▶ EXERCISE INSTRUCTIONS:
Transcribe the listing in full, excluding any pictures.

====== STORED DATA ======

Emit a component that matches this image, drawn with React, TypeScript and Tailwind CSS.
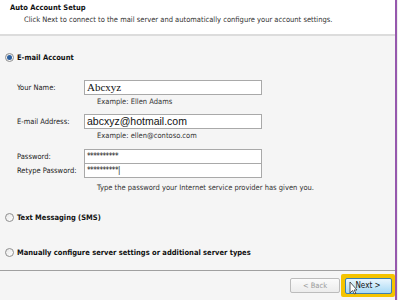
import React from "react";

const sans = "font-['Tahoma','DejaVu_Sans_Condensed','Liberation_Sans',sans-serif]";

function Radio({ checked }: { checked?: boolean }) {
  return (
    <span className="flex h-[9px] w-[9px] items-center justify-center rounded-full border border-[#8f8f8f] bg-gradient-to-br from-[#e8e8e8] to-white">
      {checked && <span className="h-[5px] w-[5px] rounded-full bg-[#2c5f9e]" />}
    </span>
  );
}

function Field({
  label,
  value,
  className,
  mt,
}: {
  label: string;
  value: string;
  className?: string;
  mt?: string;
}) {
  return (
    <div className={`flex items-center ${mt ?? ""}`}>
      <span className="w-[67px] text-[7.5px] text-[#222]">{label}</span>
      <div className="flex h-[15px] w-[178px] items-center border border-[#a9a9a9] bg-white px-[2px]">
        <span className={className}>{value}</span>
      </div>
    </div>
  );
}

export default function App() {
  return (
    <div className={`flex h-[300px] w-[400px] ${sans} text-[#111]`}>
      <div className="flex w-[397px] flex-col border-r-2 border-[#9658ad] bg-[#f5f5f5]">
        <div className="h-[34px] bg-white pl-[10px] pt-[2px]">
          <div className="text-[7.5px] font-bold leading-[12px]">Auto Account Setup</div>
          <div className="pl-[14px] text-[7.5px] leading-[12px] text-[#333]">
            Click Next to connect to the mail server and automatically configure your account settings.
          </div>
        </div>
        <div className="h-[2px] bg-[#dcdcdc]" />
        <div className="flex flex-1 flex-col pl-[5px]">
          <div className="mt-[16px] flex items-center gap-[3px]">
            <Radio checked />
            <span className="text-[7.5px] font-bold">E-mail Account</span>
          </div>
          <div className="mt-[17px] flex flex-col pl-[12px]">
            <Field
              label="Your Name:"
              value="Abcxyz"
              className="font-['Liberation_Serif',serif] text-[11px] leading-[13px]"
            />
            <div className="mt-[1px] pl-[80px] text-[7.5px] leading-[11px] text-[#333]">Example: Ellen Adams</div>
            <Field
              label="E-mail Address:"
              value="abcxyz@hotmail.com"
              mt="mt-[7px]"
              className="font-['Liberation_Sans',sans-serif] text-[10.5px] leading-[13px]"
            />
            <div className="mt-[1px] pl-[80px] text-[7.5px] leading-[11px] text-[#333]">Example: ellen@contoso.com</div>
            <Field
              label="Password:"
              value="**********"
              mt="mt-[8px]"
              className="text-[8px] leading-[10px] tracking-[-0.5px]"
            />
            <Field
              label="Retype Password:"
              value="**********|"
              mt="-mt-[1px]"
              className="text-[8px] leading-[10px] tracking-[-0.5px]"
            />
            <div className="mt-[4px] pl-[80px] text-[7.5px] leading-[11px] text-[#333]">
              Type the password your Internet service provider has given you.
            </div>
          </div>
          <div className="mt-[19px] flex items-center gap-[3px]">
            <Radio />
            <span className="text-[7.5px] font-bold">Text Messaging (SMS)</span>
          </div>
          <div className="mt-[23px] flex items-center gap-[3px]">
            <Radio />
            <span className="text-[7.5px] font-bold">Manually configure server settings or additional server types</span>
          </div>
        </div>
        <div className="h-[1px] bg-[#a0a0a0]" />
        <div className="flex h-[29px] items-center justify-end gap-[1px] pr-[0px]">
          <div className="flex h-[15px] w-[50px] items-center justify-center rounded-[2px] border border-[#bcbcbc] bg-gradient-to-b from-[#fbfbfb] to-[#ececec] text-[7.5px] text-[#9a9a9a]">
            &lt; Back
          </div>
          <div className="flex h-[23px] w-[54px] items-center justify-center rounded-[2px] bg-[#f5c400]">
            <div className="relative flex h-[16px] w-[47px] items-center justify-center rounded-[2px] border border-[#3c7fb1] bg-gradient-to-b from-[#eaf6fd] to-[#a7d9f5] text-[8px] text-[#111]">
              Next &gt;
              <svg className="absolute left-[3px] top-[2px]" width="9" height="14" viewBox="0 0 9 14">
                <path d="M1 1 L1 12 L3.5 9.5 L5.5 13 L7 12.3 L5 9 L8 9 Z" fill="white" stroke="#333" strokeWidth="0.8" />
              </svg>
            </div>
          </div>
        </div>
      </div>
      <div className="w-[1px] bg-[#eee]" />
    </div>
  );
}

======

▶ EXPECTED ANSWER:
Emit a component that matches this image, drawn with React, TypeScript and Tailwind CSS.
import React from "react";

const sans = "font-['Tahoma','DejaVu_Sans_Condensed','Liberation_Sans',sans-serif]";

function Radio({ checked }: { checked?: boolean }) {
  return (
    <span className="flex h-[9px] w-[9px] items-center justify-center rounded-full border border-[#8f8f8f] bg-gradient-to-br from-[#e8e8e8] to-white">
      {checked && <span className="h-[5px] w-[5px] rounded-full bg-[#2c5f9e]" />}
    </span>
  );
}

function Field({
  label,
  value,
  className,
  mt,
}: {
  label: string;
  value: string;
  className?: string;
  mt?: string;
}) {
  return (
    <div className={`flex items-center ${mt ?? ""}`}>
      <span className="w-[67px] text-[7.5px] text-[#222]">{label}</span>
      <div className="flex h-[15px] w-[178px] items-center border border-[#a9a9a9] bg-white px-[2px]">
        <span className={className}>{value}</span>
      </div>
    </div>
  );
}

export default function App() {
  return (
    <div className={`flex h-[300px] w-[400px] ${sans} text-[#111]`}>
      <div className="flex w-[397px] flex-col border-r-2 border-[#9658ad] bg-[#f5f5f5]">
        <div className="h-[34px] bg-white pl-[10px] pt-[2px]">
          <div className="text-[7.5px] font-bold leading-[12px]">Auto Account Setup</div>
          <div className="pl-[14px] text-[7.5px] leading-[12px] text-[#333]">
            Click Next to connect to the mail server and automatically configure your account settings.
          </div>
        </div>
        <div className="h-[2px] bg-[#dcdcdc]" />
        <div className="flex flex-1 flex-col pl-[5px]">
          <div className="mt-[16px] flex items-center gap-[3px]">
            <Radio checked />
            <span className="text-[7.5px] font-bold">E-mail Account</span>
          </div>
          <div className="mt-[17px] flex flex-col pl-[12px]">
            <Field
              label="Your Name:"
              value="Abcxyz"
              className="font-['Liberation_Serif',serif] text-[11px] leading-[13px]"
            />
            <div className="mt-[1px] pl-[80px] text-[7.5px] leading-[11px] text-[#333]">Example: Ellen Adams</div>
            <Field
              label="E-mail Address:"
              value="abcxyz@hotmail.com"
              mt="mt-[7px]"
              className="font-['Liberation_Sans',sans-serif] text-[10.5px] leading-[13px]"
            />
            <div className="mt-[1px] pl-[80px] text-[7.5px] leading-[11px] text-[#333]">Example: ellen@contoso.com</div>
            <Field
              label="Password:"
              value="**********"
              mt="mt-[8px]"
              className="text-[8px] leading-[10px] tracking-[-0.5px]"
            />
            <Field
              label="Retype Password:"
              value="**********|"
              mt="-mt-[1px]"
              className="text-[8px] leading-[10px] tracking-[-0.5px]"
            />
            <div className="mt-[4px] pl-[80px] text-[7.5px] leading-[11px] text-[#333]">
              Type the password your Internet service provider has given you.
            </div>
          </div>
          <div className="mt-[19px] flex items-center gap-[3px]">
            <Radio />
            <span className="text-[7.5px] font-bold">Text Messaging (SMS)</span>
          </div>
          <div className="mt-[23px] flex items-center gap-[3px]">
            <Radio />
            <span className="text-[7.5px] font-bold">Manually configure server settings or additional server types</span>
          </div>
        </div>
        <div className="h-[1px] bg-[#a0a0a0]" />
        <div className="flex h-[29px] items-center justify-end gap-[1px] pr-[0px]">
          <div className="flex h-[15px] w-[50px] items-center justify-center rounded-[2px] border border-[#bcbcbc] bg-gradient-to-b from-[#fbfbfb] to-[#ececec] text-[7.5px] text-[#9a9a9a]">
            &lt; Back
          </div>
          <div className="flex h-[23px] w-[54px] items-center justify-center rounded-[2px] bg-[#f5c400]">
            <div className="relative flex h-[16px] w-[47px] items-center justify-center rounded-[2px] border border-[#3c7fb1] bg-gradient-to-b from-[#eaf6fd] to-[#a7d9f5] text-[8px] text-[#111]">
              Next &gt;
              <svg className="absolute left-[3px] top-[2px]" width="9" height="14" viewBox="0 0 9 14">
                <path d="M1 1 L1 12 L3.5 9.5 L5.5 13 L7 12.3 L5 9 L8 9 Z" fill="white" stroke="#333" strokeWidth="0.8" />
              </svg>
            </div>
          </div>
        </div>
      </div>
      <div className="w-[1px] bg-[#eee]" />
    </div>
  );
}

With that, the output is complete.